女性と子どもに大人気「まるごとグレープフルーツジュース」

 今年の5月、スタッフが仲間たちと縁あって、長野県諏訪市の「御柱祭」で出店を出す機会に恵まれました(屋台は組みませんでしたので、「出店」ということで)。

 “ほかの屋台とは違うものを”―そんなことを考えながら、打ち合わせと試作を重ねてたどり着いたスタッフたちのメニューは「国産牛の牛すじ(煮卵入り)」と「ラクレット&ボテトサラダ&ナチョスのプレート」、そして「冷えたワイン」でした。

 お客さんの目の前で、大きなラクレットチーズをバーナーの火で溶かす様はエンターテインメント感があって好評だったのですが、想定外は真夏のような暑さ……。日中、汗だくで歩く人たちに、「アツアツ」のメニューは売り上げ的にいまひとつ伸びを欠いてしまいました。

 そんななか、長蛇の列ができていたのが、「カジュッタで作ったグレープフルーツジュース」です。

 カジュッタとはグレープフルーツ生絞り機のことで、グレープフルーツに小さな穴を開け、内部を絞って果汁100パーセントのジュースにします。グレープフルーツをそのまま器にして、穴にストローを入れて飲むスタイルのものです。

 見た目の清涼感、おしゃれなルックス、みずみずしさがあいまって、とにかく女性や子どもたちに大人気。これからの屋台の定番になるだろうと予感させる盛況ぶりでした。

食べ歩き新定番「イタリアンスパボーにトルネードポテト」

 手軽に食べ歩きできる定番といえば、ブランクフルト、リンゴ飴、冷やしパインなど、たくさんありますが、最近目立っているのは「イタリアンスパボーにトルネードポテト」です。

 イタリアンスパボーは、文字通りパスタの麺を揚げて味付けしたもの。よくカフェやイタリアンレストランで、軽食スナックとして同じようなものを見かけますが、イタリアンスパボーは、お祭の屋台ならではパンチがきいたテイスト。お祭のわっしょい感をより盛り立ててくれるジャンクな味付けです。

 トルネードポテト(ツイスターポテト)は、らせん状に切ったポテトを串に刺して揚げたもの。お祭に限らず大人気のフライドポテトを、手を汚さずに食べることができます。

 フライドポテト系ということでは「もちもちポテト」「くねくねポテト」も注目。独特のもちもちした食感にはまって、自宅で作ってみる人も多いそうです。

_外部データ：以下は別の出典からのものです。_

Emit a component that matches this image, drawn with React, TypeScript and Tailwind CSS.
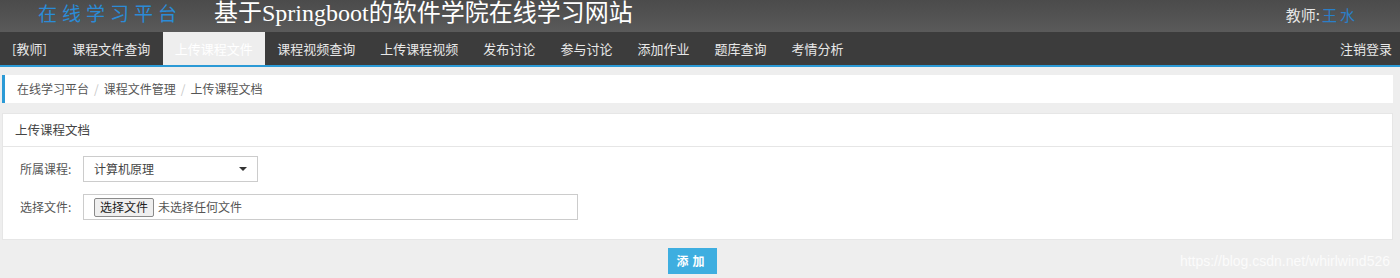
import React from 'react';

const navItems = [
  '课程文件查询',
  '上传课程文件',
  '课程视频查询',
  '上传课程视频',
  '发布讨论',
  '参与讨论',
  '添加作业',
  '题库查询',
  '考情分析',
];

const sans = { fontFamily: '"Noto Sans CJK SC", "Liberation Sans", sans-serif' };

export default function App() {
  return (
    <div className="relative h-[278px] w-[1400px] overflow-hidden bg-[#eeeeee]" style={sans}>
      {/* top header */}
      <div className="flex h-8 items-start bg-gradient-to-b from-[#4b4b4b] to-[#5a5a5a]">
        <div className="ml-[38px] mt-[3px] text-[19px] leading-[20px] tracking-[5px] text-[#2b8bd6]">在线学习平台</div>
        <div
          className="ml-[32px] mt-[1px] text-[24px] leading-[24px] text-white"
          style={{ fontFamily: '"Liberation Serif", "Noto Sans CJK SC", serif' }}
        >
          基于Springboot的软件学院在线学习网站
        </div>
        <div className="ml-auto mr-[42px] mt-[7px] text-[15px] leading-[16px] text-[#e6e6e6]">
          教师:<span className="ml-[2px] tracking-[3px] text-[#2b7fc8]">王水</span>
        </div>
      </div>

      {/* nav */}
      <div className="flex h-[33px] items-stretch bg-[#3c3c3c] text-[13px] text-[#e8e8e8]">
        <div className="flex items-center pl-3 pr-[13px]">[教师]</div>
        {navItems.map((item) =>
          item === '上传课程文件' ? (
            <div key={item} className="flex items-center bg-[#eeeeee] px-[12px] text-white">
              {item}
            </div>
          ) : (
            <div key={item} className="flex items-center px-[12.5px]">
              {item}
            </div>
          )
        )}
        <div className="ml-auto flex items-center pr-2">注销登录</div>
      </div>
      <div className="h-[2px] bg-[#2b9ad6]" />

      <div className="pl-[2px] pr-[7px]">
        {/* breadcrumb */}
        <div className="mt-2 flex h-[28px] items-center border-l-[3px] border-[#2b9ad6] bg-white pl-3 text-[12px] text-[#555]">
          <span>在线学习平台</span>
          <span className="px-[5px] text-[#c8c8c8]">/</span>
          <span>课程文件管理</span>
          <span className="px-[5px] text-[#c8c8c8]">/</span>
          <span>上传课程文档</span>
        </div>

        {/* panel */}
        <div className="mt-[10px] border border-[#e6e6e6] bg-white">
          <div className="flex h-[33px] items-center border-b border-[#e6e6e6] pl-3 text-[12.5px] text-[#444]">
            上传课程文档
          </div>
          <div className="px-[17px] pb-[19px] pt-[9px] text-[12px] text-[#555]">
            <div className="flex items-center">
              <div className="w-[63px]">所属课程:</div>
              <div className="flex h-[26px] w-[175px] items-center justify-between border border-[#cccccc] pl-[10px] pr-[10px] text-[#444]">
                <span>计算机原理</span>
                <span className="h-0 w-0 border-x-[4px] border-t-[4px] border-x-transparent border-t-[#333]" />
              </div>
            </div>
            <div className="mt-3 flex items-center">
              <div className="w-[63px]">选择文件:</div>
              <div className="flex h-[26px] w-[495px] items-center border border-[#cccccc] pl-[10px] text-[#555]">
                <span className="flex h-[19px] items-center rounded-[2px] border border-[#8a8a8a] bg-[#efefef] px-[5px] text-[#222]">
                  选择文件
                </span>
                <span className="ml-1">未选择任何文件</span>
              </div>
            </div>
          </div>
        </div>

        {/* submit */}
        <div className="mt-2 flex justify-center pr-[10px]">
          <button className="h-[26px] w-[49px] bg-[#3eaee0] text-[12px] font-bold tracking-[4px] text-white">
            添加
          </button>
        </div>
      </div>

      <div
        className="absolute bottom-[6px] right-[10px] text-[14px] text-[#fbfbfb]"
        style={{ fontFamily: '"Liberation Sans", sans-serif' }}
      >
        https://blog.csdn.net/whirlwind526
      </div>
    </div>
  );
}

 また、串・割り箸に刺したグルメということでは、きゅうりの一本漬けや鮎の塩焼きの屋台も目立つようになってきています。お酒のつまみにぴったりですので、缶ビールを片手にぜひお試しあれ。

全国各地の味を屋台で楽しむ

 最近では特に郷土食を打ち出した屋台も潮流に。B級グルメブームにあやかった屋台も目につきます。お祭の機会に、まだ食していないB級グルメに舌鼓を打つのもありです。

 つい先日、東京・世田谷で行われた「せたがやふるさと区民まつり」では、全国各地の名産を扱う出店で賑わいを見せていました。

 熊本県熊本市の「からし蓮根」や「ちくわサラダ」、群馬県川場村の「飲むヨーグルト」、青森県八戸市の「八戸せんべい汁」、島根県飯南町の「いのしし肉鉄板焼き」など、およそ40ほどの屋台が出店。そこには、なかなか味わえない「ふるさとの味」がありました。

 物産展が好きな方、ふるさとの味を懐かしみたい方、グルメ旅行気分を満喫したい方は、「郷土色」をテーマにしたお祭が狙い目です。

ノスタルジックなムードを残しながら進化していく屋台文化

 新しい屋台が生まれる一方、姿を消そうとしている屋台もあります。ひよこ売りなど、生き物を扱う屋台はほとんど見かけなくなっています。

 そして、金魚すくいに代わる定番になりつつあるのが「スーパーボールすくい」。水槽に浮かんだ色とりどりのスーパーボールが水流に乗って揺れているさまは、新しいお祭の風景といえるでしょう。

 時代の変化とともに、屋台も変わっていきます。しかし、友だち同士で、また家族で連れ立って楽しむお祭の情緒はいつになっても変わることはありません。祭と屋台は、子どもの頃からの記憶に染み込んだ日本人の文化そのもの。ノスタルジックでありながら、世相を反映する屋台を末長く見続けていきたいものです。